Questionando Trevor Roper e tantos outros historiadores e antropólogos, além do patriarca Hegel, Alberto está convicto que sim, a história da África sul saariana existe e pode ser feita, com as fontes arqueológicas e com os documentos produzidos por africanos e europeus. Por seus trabalhos inseriu-se vitoriosamente no mundo acadêmico internacional dos africanistas, tornando-se, no Brasil, o maior deles.
Estudando a história da África na multiplicidade de culturas, realizações e tempos, mostrou uma realidade que continua sendo toldada pelo eurocentrismo, pelo islamocentrismo e por quantas atitudes auto referenciadas ignoram – ou pior, para um humanista como ele, condenam – a diversidade.

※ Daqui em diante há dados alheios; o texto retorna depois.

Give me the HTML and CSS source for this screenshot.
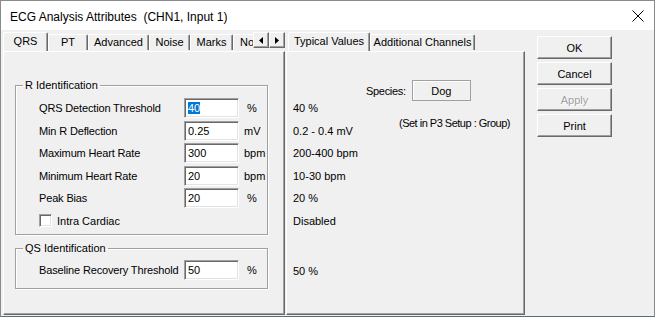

A motivação do estudo da África explica-se em Alberto, por outra ainda maior, a contínua tentativa de compreender o Brasil. A presença do negro na forma predominante, embora não exclusiva, da escravização e o processo pelo qual se fez presente em todas as facetas da vida brasileira, o estimularam a buscar suas raízes e identidades. Perguntando ao africano escravizado como gostaria de ser lembrado pelos brasileiros de hoje, ele responde:
“Creio que gostaria que dele não esquecêssemos o exílio forçado, a humilhação e o sofrimento, mas que também lembrássemos a criatividade com que se deu a uma terra que logo fez sua, ocupou com seu trabalho e encharcou de beleza.”
Uma grande lição, que não esquece a tragédia, mas destaca a contribuição ímpar e aponta para a esperança de um país mais homogêneo e menos desigual.
Realizado como diplomata, poeta e historiador, tornando-se com naturalidade aquele sábio renascentista, Alberto da Costa e Silva realizou – e presumo que o fez intencional e devotadamente - o vaticínio de seu pai, o poeta Da Costa e Silva, que ele fez questão de lembrar no introito do discurso de posse na ABL:
“Reflori em teu ser que meu sangue revela
Para viver em ti uma vida mais bela
O sol te acenará dos longes horizontes
E eu hei de despontar onde quer que despontes
E contigo serei tudo o que sonhei ser
Redivivo e imortal no esplendor de teu ser”
Alberto da Costa e Silva cumpriu o destino assim traçado, para benefício de todos nós, que o admiramos, e do Brasil.